A Python framework for high performance GPU simulation and graphics

Home Page:https://nvidia.github.io/warp/

Geek Repo:Geek Repo

Github PK Tool:Github PK Tool

Index to array can only be int

jc211 opened this issue · comments

This was mentioned on the discord but I've run into this enough times that I think its worth tracking as an issue on github.

The index to a warp array can only be an int. This I think should be more flexible and it should allow uints of all forms.

Example:

@wp.kernel
def test(data: wp.array(dtype=wp.float32)):
    idx = wp.uint32(2)
   data[idx] = wp.float32(2.0) # does not work
   data[int(idx)] = wp.float32(0.0) # does work

Implicit casting is not supported in warp but the indexes should be an exception I think.

The same is true of range(). Would be good if for i in range(idx) worked if idx is uint32

Mostly a note to myself: This is going to require careful investigation. While two's complement arithmetic works exactly the same for signed and unsigned values, index values in the range of 0x80000000 and 0xFFFFFFFF access very different memory locations based on whether it's interpreted as signed or unsiged due to sign- or zero-extension when performing 64-bit pointer arithmetic. Translation through CUDA requires several layers of the compilation stack to be aware of the semantic differences and conventions that are adhered to (or not). I wouldn't be surprised if we encountered a bug along the way which is not easy to work around.

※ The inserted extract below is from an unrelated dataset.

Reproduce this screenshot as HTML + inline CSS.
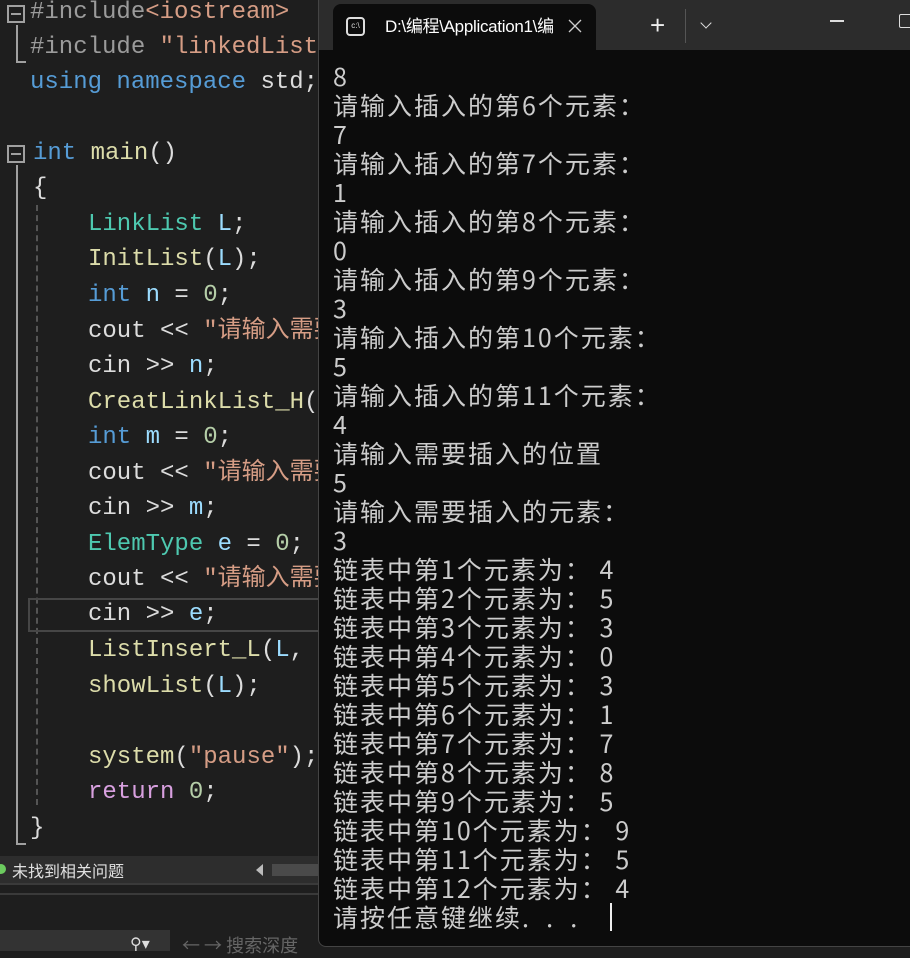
<!DOCTYPE html>
<html><head><meta charset="utf-8">
<style>
*{margin:0;padding:0;box-sizing:border-box}
body{width:910px;height:951px;background:#1e1e1e;position:relative;overflow:hidden;font-family:"Liberation Mono","Noto Sans CJK SC",monospace}
.c{position:absolute;left:0;font-size:24px;line-height:35px;white-space:pre;color:#dcdcdc;font-family:"Liberation Mono","Noto Sans CJK SC",monospace}
.kw{color:#569cd6}.ty{color:#4ec9b0}.fn{color:#dcdcaa}.st{color:#d69d85}.va{color:#9cdcfe}.nu{color:#b5cea8}.pp{color:#9b9b9b}.rt{color:#d8a0df}
.t{position:absolute;left:333px;font-size:25px;letter-spacing:2px;line-height:29px;color:#cccccc;white-space:pre;font-family:"Noto Sans CJK SC","Liberation Sans",sans-serif}
</style></head><body>
<div style="position:absolute;left:7px;top:5px;width:18px;height:18px;border:2px solid #a0a0a0"></div>
<div style="position:absolute;left:11px;top:13px;width:10px;height:2px;background:#a0a0a0"></div>
<div style="position:absolute;left:16px;top:25px;width:2px;height:38px;background:#a0a0a0"></div>
<div style="position:absolute;left:16px;top:61px;width:10px;height:2px;background:#a0a0a0"></div>
<div style="position:absolute;left:7px;top:145px;width:18px;height:18px;border:2px solid #a0a0a0"></div>
<div style="position:absolute;left:11px;top:153px;width:10px;height:2px;background:#a0a0a0"></div>
<div style="position:absolute;left:16px;top:165px;width:2px;height:680px;background:#a0a0a0"></div>
<div style="position:absolute;left:16px;top:843px;width:10px;height:2px;background:#a0a0a0"></div>
<div style="position:absolute;left:36px;top:205px;width:0;height:600px;border-left:2px dashed #555"></div>
<div style="position:absolute;left:28px;top:598px;width:292px;height:34px;border:2px solid #464646"></div>

<div class="c" style="top:-5px;left:30px"><span class="pp">#include</span><span class="st">&lt;iostream&gt;</span></div>
<div class="c" style="top:30px;left:30px"><span class="pp">#include</span> <span class="st">"linkedList.h"</span></div>
<div class="c" style="top:65px;left:30px"><span class="kw">using namespace</span> std;</div>
<div class="c" style="top:136px;left:33px"><span class="kw">int</span> <span class="fn">main</span>()</div>
<div class="c" style="top:171px;left:33px">{</div>
<div class="c" style="top:207px;left:88px"><span class="ty">LinkList</span> <span class="va">L</span>;</div>
<div class="c" style="top:242px;left:88px"><span class="fn">InitList</span>(<span class="va">L</span>);</div>
<div class="c" style="top:278px;left:88px"><span class="kw">int</span> <span class="va">n</span> = <span class="nu">0</span>;</div>
<div class="c" style="top:314px;left:88px">cout &lt;&lt; <span class="st">"请输入需要插入</span></div>
<div class="c" style="top:349px;left:88px">cin &gt;&gt; <span class="va">n</span>;</div>
<div class="c" style="top:385px;left:88px"><span class="fn">CreatLinkList_H</span>(</div>
<div class="c" style="top:420px;left:88px"><span class="kw">int</span> <span class="va">m</span> = <span class="nu">0</span>;</div>
<div class="c" style="top:456px;left:88px">cout &lt;&lt; <span class="st">"请输入需要插入</span></div>
<div class="c" style="top:491px;left:88px">cin &gt;&gt; <span class="va">m</span>;</div>
<div class="c" style="top:527px;left:88px"><span class="ty">ElemType</span> <span class="va">e</span> = <span class="nu">0</span>;</div>
<div class="c" style="top:562px;left:88px">cout &lt;&lt; <span class="st">"请输入需要插入</span></div>
<div class="c" style="top:597px;left:88px">cin &gt;&gt; <span class="va">e</span>;</div>
<div class="c" style="top:633px;left:88px"><span class="fn">ListInsert_L</span>(<span class="va">L</span>, m</div>
<div class="c" style="top:669px;left:88px"><span class="fn">showList</span>(<span class="va">L</span>);</div>
<div class="c" style="top:740px;left:88px"><span class="fn">system</span>(<span class="st">"pause"</span>);</div>
<div class="c" style="top:775px;left:88px"><span class="rt">return</span> <span class="nu">0</span>;</div>
<div class="c" style="top:811px;left:30px">}</div>

<div style="position:absolute;left:0;top:856px;width:320px;height:27px;background:#2d2d2d"></div>
<div style="position:absolute;left:-4px;top:864px;width:10px;height:10px;border-radius:50%;background:#6ccb5f"></div>
<div style="position:absolute;left:12px;top:858px;font-size:16px;line-height:24px;color:#e0e0e0;font-family:'Noto Sans CJK SC',sans-serif">未找到相关问题</div>
<div style="position:absolute;left:256px;top:864px;width:0;height:0;border-top:6px solid transparent;border-bottom:6px solid transparent;border-right:7px solid #bbb"></div>
<div style="position:absolute;left:272px;top:864px;width:48px;height:12px;background:#4a4a4a"></div>
<div style="position:absolute;left:0;top:883px;width:320px;height:2px;background:#3a3a3a"></div>
<div style="position:absolute;left:0;top:893px;width:320px;height:2px;background:#3a3a3a"></div>
<div style="position:absolute;left:0;top:930px;width:170px;height:21px;background:#333"></div>
<div style="position:absolute;left:130px;top:934px;font-size:16px;color:#ddd">⚲▾</div>
<div style="position:absolute;left:182px;top:932px;font-size:18px;color:#666;font-family:'Noto Sans CJK SC',sans-serif">← → 搜索深度</div>

<div style="position:absolute;left:318px;top:0;width:600px;height:947px;background:#0c0c0c;border:1px solid #444;border-radius:0 0 8px 8px"></div>
<div style="position:absolute;left:319px;top:0;width:591px;height:50px;background:#2c2c2c"></div>
<div style="position:absolute;left:333px;top:4px;width:263px;height:46px;background:#0c0c0c;border-radius:8px 8px 0 0"></div>
<div style="position:absolute;left:346px;top:17px;width:19px;height:19px;border:2px solid #ddd;border-radius:4px;font-size:8px;color:#ddd;line-height:14px;text-align:center;font-family:'Liberation Sans'">c:\</div>
<div style="position:absolute;left:385px;top:14px;width:203px;overflow:hidden;white-space:nowrap;font-size:17px;line-height:26px;color:#fff;font-family:'Liberation Sans','Noto Sans CJK SC',sans-serif;letter-spacing:-0.3px">D:\编程\Application1\编</div>
<svg style="position:absolute;left:568px;top:19px" width="14" height="14"><path d="M1 1L13 13M13 1L1 13" stroke="#ccc" stroke-width="1.3"/></svg>
<div style="position:absolute;left:650px;top:10px;font-size:26px;color:#eee;font-family:'Liberation Sans'">+</div>
<div style="position:absolute;left:685px;top:9px;width:1px;height:34px;background:#555"></div>
<div style="position:absolute;left:702px;top:19px;width:8px;height:8px;border-right:1.5px solid #ddd;border-bottom:1.5px solid #ddd;transform:rotate(45deg)"></div>
<div style="position:absolute;left:830px;top:20px;width:14px;height:1.5px;background:#ddd"></div>
<div style="position:absolute;left:899px;top:14px;width:14px;height:14px;border:1.5px solid #ddd;border-radius:2px"></div>

<div class="t" style="top:62px">8</div>
<div class="t" style="top:91px">请输入插入的第6个元素：</div>
<div class="t" style="top:120px">7</div>
<div class="t" style="top:149px">请输入插入的第7个元素：</div>
<div class="t" style="top:178px">1</div>
<div class="t" style="top:207px">请输入插入的第8个元素：</div>
<div class="t" style="top:236px">0</div>
<div class="t" style="top:265px">请输入插入的第9个元素：</div>
<div class="t" style="top:294px">3</div>
<div class="t" style="top:323px">请输入插入的第10个元素：</div>
<div class="t" style="top:352px">5</div>
<div class="t" style="top:381px">请输入插入的第11个元素：</div>
<div class="t" style="top:410px">4</div>
<div class="t" style="top:439px">请输入需要插入的位置</div>
<div class="t" style="top:468px">5</div>
<div class="t" style="top:497px">请输入需要插入的元素：</div>
<div class="t" style="top:526px">3</div>
<div class="t" style="top:555px">链表中第1个元素为： 4</div>
<div class="t" style="top:584px">链表中第2个元素为： 5</div>
<div class="t" style="top:613px">链表中第3个元素为： 3</div>
<div class="t" style="top:642px">链表中第4个元素为： 0</div>
<div class="t" style="top:671px">链表中第5个元素为： 3</div>
<div class="t" style="top:700px">链表中第6个元素为： 1</div>
<div class="t" style="top:729px">链表中第7个元素为： 7</div>
<div class="t" style="top:758px">链表中第8个元素为： 8</div>
<div class="t" style="top:787px">链表中第9个元素为： 5</div>
<div class="t" style="top:816px">链表中第10个元素为： 9</div>
<div class="t" style="top:845px">链表中第11个元素为： 5</div>
<div class="t" style="top:874px">链表中第12个元素为： 4</div>
<div class="t" style="top:903px">请按任意键继续.  .  .</div>
<div style="position:absolute;left:610px;top:903px;width:2px;height:28px;background:#eee"></div>
</body></html>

We need to look into support for 64-bit indexing at the same time. While this is theoretically simpler, we already rely on the 32-bit to 64-bit conversion to happen implicitly. It seems better to make it explicit, but also check what impact it may have on performance and security, if any.

I think we can kick this down the road for a bit. It's a good suggestion and would add convenience and the ability to address more than 2 giga-elements, but the workaround of forcing signed 32-bit arithmetic seems okay for practical purposes for now.